Shareholder adviser Hermes EOS and other investors have said Joachim Faber should pave the way for a successor after the company's former chief stepped down last year amid an ongoing insider trading investigation.
"I reserve the right to prepare for a transition in the chairmanship of the Supervisory Board during the next term of office," Faber told shareholders at the company's annual general meeting, where he was up for re-election.
Faber didn't elaborate on timing of the transition.
The German stock exchange operator is seeking to open a new chapter after it last year became entangled in the insider trading scandal, a failed merger with London Stock Exchange, and a profit warning.
Theodor Weimer, who took the reins on Jan. 1 as the company's new chief executive, told shareholders that he was on the lookout for acquisitions as one of the pillars of the company's growth strategy.
Acquisitions were "part of our strategy, in particular where it would complement our business", he said.
Acquisition priorities include fixed-income securities, energy products, currencies, services for investment funds, data and indices, he said.
But Weimer also ruled out some mega deals, a year after the collapse of Deutsche Boerse's proposed merger with LSE.
"Transformational transactions, whereby we thereafter no longer hold majority, or our headquarters is no longer in Hesse, are not an option for us," he said.
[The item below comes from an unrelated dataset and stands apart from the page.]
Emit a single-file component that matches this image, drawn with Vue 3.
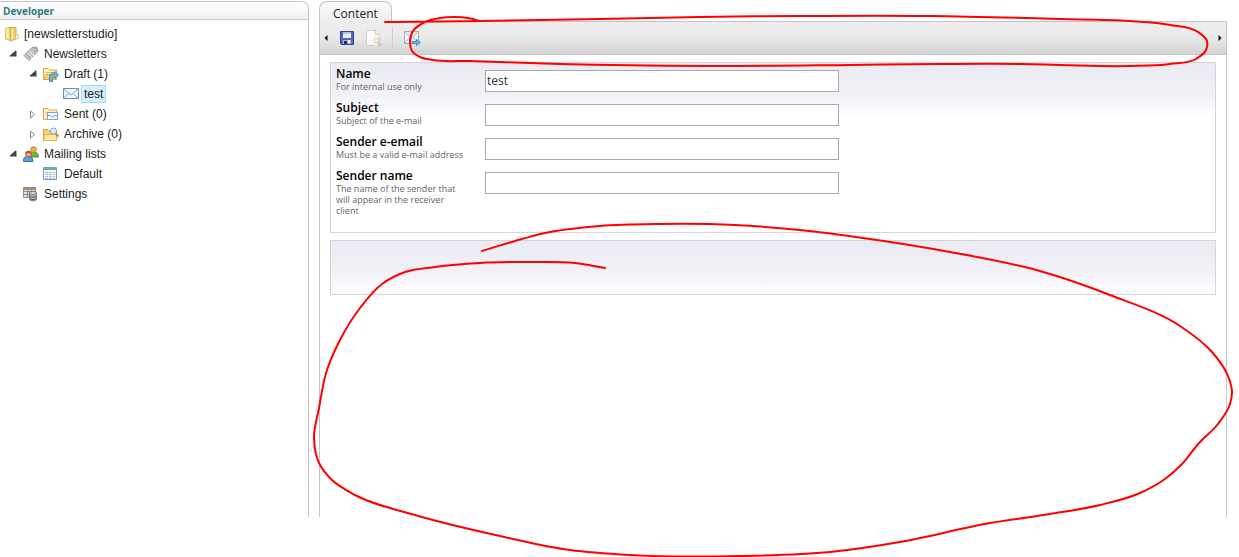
<script setup>
import { ref } from 'vue'

const tree = [
  { label: '[newsletterstudio]', depth: 0, icon: 'root' },
  { label: 'Newsletters', depth: 1, icon: 'tag', state: 'open' },
  { label: 'Draft (1)', depth: 2, icon: 'draft', state: 'open' },
  { label: 'test', depth: 3, icon: 'mail', selected: true },
  { label: 'Sent (0)', depth: 2, icon: 'sent', state: 'closed' },
  { label: 'Archive (0)', depth: 2, icon: 'archive', state: 'closed' },
  { label: 'Mailing lists', depth: 1, icon: 'people', state: 'open' },
  { label: 'Default', depth: 2, icon: 'table' },
  { label: 'Settings', depth: 1, icon: 'settings' }
]

const fields = ref([
  { id: 'name', label: 'Name', help: 'For internal use only', value: 'test' },
  { id: 'subject', label: 'Subject', help: 'Subject of the e-mail', value: '' },
  { id: 'email', label: 'Sender e-email', help: 'Must be a valid e-mail address', value: '' },
  { id: 'sender', label: 'Sender name', help: 'The name of the sender that will appear in the receiver client', value: '' }
])

// Smooth curve through a list of points; tangents are weighted by segment length
function curve(p) {
  const dist = (a, b) => Math.hypot(b[0] - a[0], b[1] - a[1])
  const tangent = (i) => {
    if (i === 0 || i === p.length - 1) {
      const a = p[i === 0 ? 0 : i - 1]
      const b = p[i === 0 ? 1 : i]
      const l = dist(a, b)
      return [(b[0] - a[0]) / l, (b[1] - a[1]) / l]
    }
    const l1 = dist(p[i - 1], p[i])
    const l2 = dist(p[i], p[i + 1])
    return [0, 1].map(
      (k) => (((p[i][k] - p[i - 1][k]) / l1) * l2 + ((p[i + 1][k] - p[i][k]) / l2) * l1) / (l1 + l2)
    )
  }
  let d = `M${p[0][0]} ${p[0][1]}`
  for (let i = 0; i < p.length - 1; i++) {
    const b = p[i]
    const c = p[i + 1]
    const l = dist(b, c) / 3
    const s = tangent(i)
    const t = tangent(i + 1)
    d += `C${b[0] + s[0] * l} ${b[1] + s[1] * l} ${c[0] - t[0] * l} ${c[1] - t[1] * l} ${c[0]} ${c[1]}`
  }
  return d
}

const strokes = [
  curve([[385, 22], [480, 21], [600, 19], [700, 17], [800, 16], [930, 16], [1060, 19], [1130, 21], [1170, 25], [1198, 32], [1207, 41], [1206, 50], [1196, 59], [1170, 64], [1130, 66], [1060, 65], [1020, 64], [940, 64], [850, 65], [705, 66], [560, 64], [470, 61], [433, 60], [420, 57], [412, 51], [410, 42], [413, 31], [425, 22], [440, 18], [455, 17], [468, 18], [480, 21]]),
  curve([[482, 251], [515, 241], [545, 233], [600, 226], [660, 224], [735, 225], [800, 230], [870, 239], [950, 252], [1040, 271], [1110, 295], [1180, 326], [1212, 352], [1228, 376], [1232, 392], [1230, 404], [1218, 424], [1199, 443], [1182, 464], [1165, 479], [1140, 493], [1100, 505], [1050, 514], [990, 523], [900, 542], [830, 552], [740, 556], [630, 555], [570, 550], [500, 536], [415, 515], [355, 495], [332, 480], [319, 463], [314, 438], [319, 408], [327, 370], [340, 340], [360, 308], [382, 284], [405, 272], [435, 267], [480, 263], [530, 262], [575, 263], [605, 268]])
]
</script>

<template>
  <div class="page">
    <aside class="side">
      <h1 class="side-title">Developer</h1>
      <ul class="tree">
        <li v-for="n in tree" :key="n.label" class="node" :class="'depth-' + n.depth">
          <span v-if="n.depth" class="toggle">
            <svg v-if="n.state === 'open'" width="8" height="8" viewBox="0 0 8 8"><path d="M6.500 .5 7.500 1v5.500H1L.5 6z" fill="#444" /></svg>
            <svg v-else-if="n.state === 'closed'" width="7" height="9" viewBox="0 0 7 9"><path d="M1.500 1v7l4-3.500z" fill="#fff" stroke="#8b8b8b" /></svg>
          </span>
          <svg class="icon" width="16" height="16" viewBox="0 0 16 16">
            <g v-if="n.icon === 'root'">
              <path d="M1.500 2.500 6 1v13.500L1.500 13z" fill="#fbeaa6" stroke="#e0c05c" />
              <path d="M6 1.500h6V13L6.500 15z" fill="#edd070" stroke="#d2b04a" />
              <path d="M8.500 3v10" stroke="#fff3bd" />
              <path d="M12.500 8.500H14V13h-1.500" fill="#fff" stroke="#d9bf62" />
            </g>
            <g v-else-if="n.icon === 'tag'">
              <path d="M9 1.500 13.500 1 15 5 6 14.500 1 9.500z" fill="#c5c8ca" stroke="#909497" />
              <path d="m5 8 4 4M7 6l4 4" stroke="#eef0f1" />
              <path d="m4.500 9 3 3" stroke="#74787b" />
              <circle cx="12" cy="3.500" r="1.300" fill="#fff" stroke="#8a8d90" />
            </g>
            <g v-else-if="n.icon === 'draft'">
              <path d="M.5 13.500v-11H5L6.500 4h7v9.500z" fill="#fff0bd" stroke="#dfa748" />
              <path d="M2.500 6.500h9" stroke="#dfb75f" />
              <path d="m1 13.500 2-5h11l-2 5z" fill="#fbd67a" stroke="#dda63c" />
              <path d="M6.500 15.500C5.500 10 7.500 6.500 12 7V5.500l3.500 3.500-3.500 3.500V11c-2 0-3 1.500-2.500 4.500z" fill="#7fb0cb" stroke="#4d88a8" />
            </g>
            <g v-else-if="n.icon === 'mail'">
              <path d="M.5 2.500h15v10H.5z" fill="#f4f9ff" stroke="#5f8fc9" />
              <path d="m1 3 7 6 7-6M1 12l5-4.500M15 12l-5-4.500" fill="none" stroke="#7ca6d8" />
            </g>
            <g v-else-if="n.icon === 'sent'">
              <path d="M.5 13.500v-11H5L6.500 4h7v9.500z" fill="#ffefb9" stroke="#dfa748" />
              <path d="M2.500 6.500h9" stroke="#e3b961" />
              <path d="M4.500 6.500h10v7h-10z" fill="#f6faff" stroke="#7ba3d3" />
              <path d="M5 9.500h2.500c0 2 4 2 4 0H14" fill="none" stroke="#7ba3d3" />
            </g>
            <g v-else-if="n.icon === 'archive'">
              <path d="M.5 14.500v-11H5L6.500 5h7v9.500z" fill="#fbd071" stroke="#e0a040" />
              <path d="M1 8.500h12.500v6H1z" fill="#ffe9a6" stroke="#e5ae4e" />
              <path d="m12.500 7.500 3 3" stroke="#c08a58" stroke-width="2" />
              <circle cx="10.500" cy="5" r="3" fill="#dff1ff" stroke="#79a9d9" />
            </g>
            <g v-else-if="n.icon === 'people'">
              <path d="M7.500 11c0-4 1-5 3.500-5s4.500 1.500 4.500 5z" fill="#72b63c" stroke="#4f912d" />
              <circle cx="10.500" cy="3.500" r="2.800" fill="#efb06a" stroke="#c08a30" />
              <path d="M7.800 3c0-3 5.500-3 5.600 0-2-1-3.500-1-5.600 0z" fill="#d09a30" />
              <path d="M.5 15.500c0-4 1-5 4.500-5s5 1.500 5 5z" fill="#5a9de0" stroke="#2f70b8" />
              <circle cx="5.500" cy="8" r="2.900" fill="#f1ad74" stroke="#b05c38" />
              <path d="M2.500 8c0-4 6-4 6 0-2-1.500-4-1.500-6 0z" fill="#a85030" />
            </g>
            <g v-else-if="n.icon === 'table'">
              <path d="M.5 1.500h13v12H.5z" fill="#f5faff" stroke="#6f9fcb" />
              <path d="M1 3h12" stroke="#7bb083" stroke-width="2" />
              <path d="M2 6.500h10M2 8.500h10M2 10.500h10M2 12.500h10" stroke="#9abbe0" />
              <path d="M5.500 5v8M9.500 5v8" stroke="#fff" />
            </g>
            <g v-else>
              <path d="M.5 1.500h12v10H.5z" fill="#e1e1e1" stroke="#8c8c8c" />
              <path d="M1 3h11" stroke="#b88965" stroke-width="2" />
              <path d="M1 5.500h11M1 8.500h11M4.500 2v9M8.500 2v9" stroke="#8c8c8c" />
              <path d="M6.500 7v6c0 2.500 7 2.500 7 0V7z" fill="#b5b5b5" stroke="#777" />
              <ellipse cx="10" cy="7" rx="3.500" ry="1.500" fill="#dcdcdc" stroke="#777" />
              <path d="M7 10c0 1.500 6 1.500 6 0M7 12.500c0 1.500 6 1.500 6 0" fill="none" stroke="#555" />
            </g>
          </svg>
          <a href="#" class="node-label" :class="{ selected: n.selected }">{{ n.label }}</a>
        </li>
      </ul>
    </aside>

    <main class="main">
      <div class="tabs"><button type="button" class="tab">Content</button></div>
      <div class="body">
        <div class="toolbar">
          <button type="button" class="scroll" aria-label="Scroll left">
            <svg width="4" height="6" viewBox="0 0 4 6"><path d="M3.500 0v6L.5 3z" /></svg>
          </button>
          <div class="tools">
            <button type="button" class="tool" aria-label="Save">
              <svg width="16" height="16" viewBox="0 0 16 16">
                <path d="M1.500 1.500h13v13h-12l-1-1z" fill="#5264cc" stroke="#343f9c" />
                <path d="M4 2h8v6H4z" fill="#eef4ff" />
                <path d="M4 3h8" stroke="#aac2ee" stroke-width="2" />
                <path d="M4 10h8v4H4z" fill="#a9b6cc" />
                <path d="M5 11h3v3H5z" fill="#242b59" />
                <path d="M9 10h2v3H9z" fill="#fff" />
              </svg>
            </button>
            <button type="button" class="tool" aria-label="Preview">
              <svg width="17" height="16" viewBox="0 0 17 16">
                <path d="M1.500.500h9l4 4v11h-13z" fill="#fafafa" stroke="#cfcfcf" />
                <path d="M10.500.500v4h4" fill="#eee" stroke="#cfcfcf" />
                <path d="m13 12.500 3 3" stroke="#dfba90" stroke-width="2" />
                <circle cx="11.500" cy="10.500" r="2.500" fill="#f6f3ee" stroke="#e3c29b" />
              </svg>
            </button>
            <span class="divider"></span>
            <button type="button" class="tool" aria-label="Send">
              <svg width="18" height="16" viewBox="0 0 18 16">
                <path d="M1.500 1.500h14v12h-14z" fill="#f0f4f3" stroke="#9bb0b5" />
                <path d="m2 2 6.500 6L15 2M2 13l5-6M15 13l-5-6" fill="none" stroke="#a9bdc1" />
                <path d="M9.500 11.500h4v-2l4 3-4 3v-2h-4z" fill="#6eb9e9" stroke="#398fc7" />
              </svg>
            </button>
          </div>
          <button type="button" class="scroll" aria-label="Scroll right">
            <svg width="4" height="6" viewBox="0 0 4 6"><path d="M.5 0v6l3-3z" /></svg>
          </button>
        </div>
        <form class="panel">
          <div v-for="f in fields" :key="f.id" class="field">
            <label :for="f.id" class="caption">
              <span class="caption-name">{{ f.label }}</span>
              <small class="caption-help">{{ f.help }}</small>
            </label>
            <input :id="f.id" v-model="f.value" type="text" class="input" />
          </div>
        </form>
        <section class="panel empty"></section>
      </div>
    </main>

    <svg class="ink" width="1239" height="557" viewBox="0 0 1239 557">
      <path v-for="(d, i) in strokes" :key="i" :d="d" />
    </svg>
  </div>
</template>

<style>
body {
  background: #fff;
}
</style>

<style scoped>
.page {
  position: relative;
  box-sizing: border-box;
  min-height: 100vh;
  display: grid;
  grid-template-columns: 309px minmax(0, 1fr);
  column-gap: 10px;
  padding: 1px 12px 40px 0;
  overflow: hidden;
  font-family: "Trebuchet MS", "Open Sans", "Noto Sans", sans-serif;
}
.side {
  border-right: 1px solid #c4c4c4;
  border-top: 1px solid #c4c4c4;
  border-top-right-radius: 8px;
  overflow: hidden;
}
.side-title {
  margin: 0;
  padding-left: 3px;
  height: 17px;
  line-height: 19px;
  font-size: 10px;
  font-weight: 700;
  color: #2f7b80;
  background: linear-gradient(#fff, #f0f0f0);
  border-bottom: 1px solid #c9c9c9;
}
.tree {
  list-style: none;
  margin: 0;
  padding: 4px 0 0 4px;
  font: 12px/20px "Liberation Sans", Arial, sans-serif;
}
.node {
  display: flex;
  align-items: center;
  height: 20px;
}
.depth-2 {
  padding-left: 20px;
}
.depth-3 {
  padding-left: 40px;
}
.toggle {
  display: flex;
  align-items: center;
  width: 14px;
  padding-left: 5px;
}
.icon {
  flex: none;
}
.node-label {
  margin-left: 2px;
  padding: 0 2px;
  border: 1px solid transparent;
  line-height: 16px;
  color: #222;
  text-decoration: none;
}
.depth-0 .node-label {
  margin-left: 1px;
}
.selected {
  background: #d5effc;
  border-color: #99defd;
}
.main {
  display: flex;
  flex-direction: column;
}
.tabs {
  display: flex;
  height: 20px;
}
.tab {
  box-sizing: border-box;
  height: 21px;
  padding: 3px 13px 0;
  border: 1px solid #c4c4c4;
  border-bottom: 0;
  border-radius: 8px 8px 0 0;
  background: linear-gradient(#fbfbfb, #ededed);
  font: 12px/18px "Trebuchet MS", "Open Sans", "Noto Sans", sans-serif;
  color: #222;
  z-index: 1;
}
.body {
  flex: 1;
  border: 1px solid #c4c4c4;
  border-bottom: 0;
}
.toolbar {
  display: flex;
  align-items: center;
  height: 32px;
  padding: 0 4px;
  background: linear-gradient(#eee, #e9e9e9 50%, #d3d3d3);
  border-bottom: 1px solid #c4c4c4;
}
.scroll,
.tool {
  display: flex;
  padding: 0;
  border: 0;
  background: none;
}
.tools {
  display: flex;
  flex: 1;
  align-items: center;
  gap: 10px;
  padding-left: 11px;
}
.divider {
  width: 1px;
  height: 21px;
  background: #c9c9f0;
}
.panel {
  margin: 7px 10px 0;
  padding: 4px 5px 16px;
  border: 1px solid #d5d5d5;
  background: linear-gradient(#e9eaf2, #f2f1f8 32px, #fff 56px);
}
.empty {
  height: 33px;
}
.field {
  display: grid;
  grid-template-columns: 130px 354px;
  column-gap: 19px;
  align-items: start;
  margin-bottom: 9px;
}
.field:last-child {
  margin-bottom: 0;
}
.caption-name,
.caption-help {
  display: block;
}
.caption-name {
  font-size: 12px;
  line-height: 14px;
  font-weight: 600;
  color: #000;
}
.caption-help {
  font-size: 9px;
  line-height: 11px;
  color: #666;
}
.input {
  box-sizing: border-box;
  width: 100%;
  height: 22px;
  margin: 3px 0 0;
  padding: 0 1px 1px;
  border: 1px solid #a9a9ad;
  background: #fff;
  font: 12px "Trebuchet MS", "Open Sans", "Noto Sans", sans-serif;
  color: #333;
}
.ink {
  position: absolute;
  top: 0;
  left: 0;
  pointer-events: none;
  z-index: 2;
}
.ink path {
  fill: none;
  stroke: #f00;
  stroke-width: 2;
  stroke-linecap: round;
}
</style>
Soon after taking the helm, Weimer announced that he would review the company's strategy and last month Deutsche Boerse outlined the broad cornerstones of its plans.
Weimer's comments at Wednesday's annual general meeting flesh out that roadmap and further details are expected later this month.
Another pillar of the strategy is organic growth and investment, with Weimer saying that Britain's exit from the European Union offers business opportunities.
Deutsche Boerse aims to win a quarter of the lucrative euro clearing market from London.
"It is up to us, in the interest of our customers, to provide a well-organised transition to a new European market
order," Weimer said.
The CEO has also been studying cost cuts and staff reductions. He said that up to 50 management-level staff could lose their jobs.